The Company considers many factors when assessing the likelihood of future realization of its deferred assets including expectations of future taxable
income, the carry-forward periods available for tax reporting purposes, the reversals of our deferred tax liabilities and other relevant factors. At December 31,
2008 and 2009, the Company has established a full valuation allowance against its deferred tax assets, net of expected reversals of existing deferred tax
liabilities. Significant judgment is required in making this assessment, and it is very difficult to predict when, if ever, the Company's assessment may conclude
that the remaining portion of the deferred tax assets are realizable.
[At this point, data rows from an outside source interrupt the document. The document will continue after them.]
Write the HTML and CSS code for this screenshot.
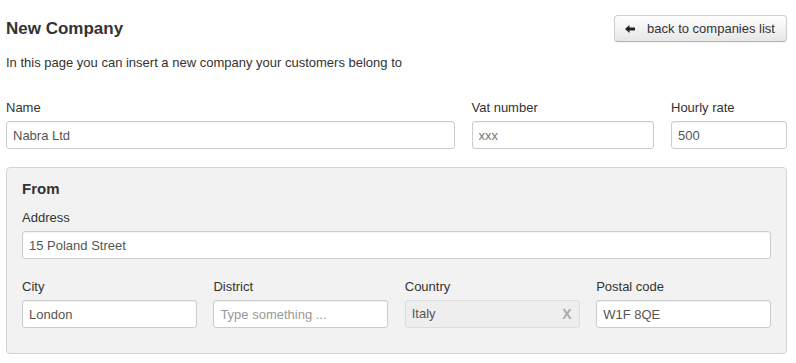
FILE: index.html
```html
<!DOCTYPE html>
<html lang="en">
<head>
    <meta charset="UTF-8">
    <title>New Company</title>
    <link rel="stylesheet" href="styles.css">
</head>
<body>
    <div class="page">
        <div class="page-header">
            <h2>New Company</h2>
            <button class="btn">
                <svg class="icon-arrow" width="10" height="8" viewBox="0 0 10 8">
                    <polygon points="0,4 4.5,0 4.5,2.5 10,2.5 10,5.5 4.5,5.5 4.5,8" fill="#222"/>
                </svg>
                back to companies list
            </button>
        </div>

        <p class="intro">In this page you can insert a new company your customers belong to</p>

        <div class="form-row">
            <div class="field span-7">
                <label>Name</label>
                <input type="text" value="Nabra Ltd">
            </div>
            <div class="field span-3">
                <label>Vat number</label>
                <input type="text" class="muted" value="xxx">
            </div>
            <div class="field span-2">
                <label>Hourly rate</label>
                <input type="text" value="500">
            </div>
        </div>

        <div class="well">
            <h4>From</h4>
            <div class="field">
                <label>Address</label>
                <input type="text" value="15 Poland Street">
            </div>
            <div class="address-row">
                <div class="field">
                    <label>City</label>
                    <input type="text" value="London">
                </div>
                <div class="field">
                    <label>District</label>
                    <input type="text" placeholder="Type something ...">
                </div>
                <div class="field">
                    <label>Country</label>
                    <div class="select-disabled">
                        <span>Italy</span>
                        <span class="clear">X</span>
                    </div>
                </div>
                <div class="field">
                    <label>Postal code</label>
                    <input type="text" value="W1F 8QE">
                </div>
            </div>
        </div>
    </div>
</body>
</html>
```

FILE: styles.css
```css
body {
    margin: 0;
    font-family: "Liberation Sans", Arial, sans-serif;
    font-size: 13px;
    line-height: 18px;
    color: #333;
    background-color: #fff;
}

.page {
    padding: 15px 9px 0 6px;
}

.page-header {
    display: flex;
    justify-content: space-between;
    align-items: center;
}

h2 {
    margin: 0;
    font-size: 17px;
    font-weight: bold;
    color: #333;
}

.btn {
    display: flex;
    align-items: center;
    gap: 12px;
    height: 27px;
    padding: 0 11px 0 10px;
    font-family: inherit;
    font-size: 13px;
    color: #333;
    background-color: #f5f5f5;
    background-image: linear-gradient(#ffffff, #e6e6e6);
    border: 1px solid #cfcfcf;
    border-bottom-color: #b3b3b3;
    border-radius: 4px;
    box-shadow: inset 0 1px 0 rgba(255, 255, 255, 0.2), 0 1px 2px rgba(0, 0, 0, 0.05);
    cursor: pointer;
}

.intro {
    margin: 12px 0 0 0;
}

.form-row {
    display: grid;
    grid-template-columns: repeat(12, 1fr);
    column-gap: 17px;
    margin-top: 27px;
}

.span-7 { grid-column: span 7; }
.span-3 { grid-column: span 3; }
.span-2 { grid-column: span 2; }

.field label {
    display: block;
    margin-bottom: 4px;
}

.field input,
.select-disabled {
    box-sizing: border-box;
    display: block;
    width: 100%;
    height: 28px;
    margin: 0;
    padding: 0 6px;
    font-family: inherit;
    font-size: 13px;
    color: #555;
    background-color: #fff;
    border: 1px solid #ccc;
    border-radius: 3px;
    box-shadow: inset 0 1px 1px rgba(0, 0, 0, 0.05);
}

.field input.muted {
    color: #777;
}

.field input::placeholder {
    color: #999;
}

.select-disabled {
    display: flex;
    align-items: center;
    justify-content: space-between;
    background-color: #eee;
    border-color: #ddd;
    box-shadow: none;
}

.select-disabled .clear {
    margin-right: 1px;
    font-weight: bold;
    font-size: 14px;
    color: #aaa;
}

.well {
    margin-top: 18px;
    padding: 12px 15px 25px 15px;
    background-color: #f2f2f2;
    border: 1px solid #d4d4d4;
    border-radius: 4px;
}

h4 {
    margin: 0 0 11px 0;
    font-size: 15px;
    font-weight: bold;
}

.address-row {
    display: grid;
    grid-template-columns: repeat(4, 1fr);
    column-gap: 16.5px;
    margin-top: 19px;
}
```
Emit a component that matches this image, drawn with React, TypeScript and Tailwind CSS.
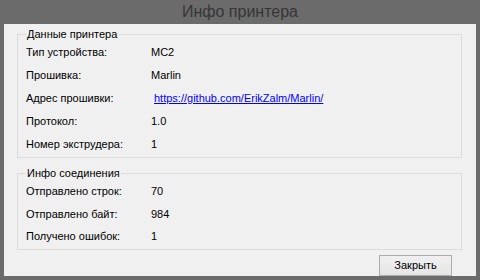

Foreign currency translation
For the Company's subsidiary located in Mexico, the subsidiary's local currency was considered its functional currency. As a result, all of the subsidiary's
assets and liabilities were translated into U.S. dollars at exchange rates existing at the balance sheet dates, revenue and expenses were translated at weighted
average exchange rates, and stockholders' equity was recorded at historical exchange rates. The resulting foreign currency translation adjustments were
recorded as a separate component of stockholders' equity (deficit) in the consolidated balance sheets as part of accumulated other comprehensive income
(loss). Transaction gains and losses were included in other income (expense) in the consolidated financial statements and were not significant for any period
presented. The Company's subsidiary was located in Mexico and ceased operations on October 24, 2008.
Earnings (loss) per share
Basic earnings (loss) per share is computed by dividing net income (loss) attributable to common shares by the weighted average number of common
shares outstanding during the period. Diluted earnings (loss) per share is computed by dividing net income (loss) attributable to common shares for the period
by the weighted average number of common and potential common shares outstanding during the period. Potential common shares, comprising incremental
common shares issuable upon the exercise of stock options, restricted stock units and convertible senior notes are included in the calculation of diluted net
income (loss) per common share to the extent such shares are dilutive.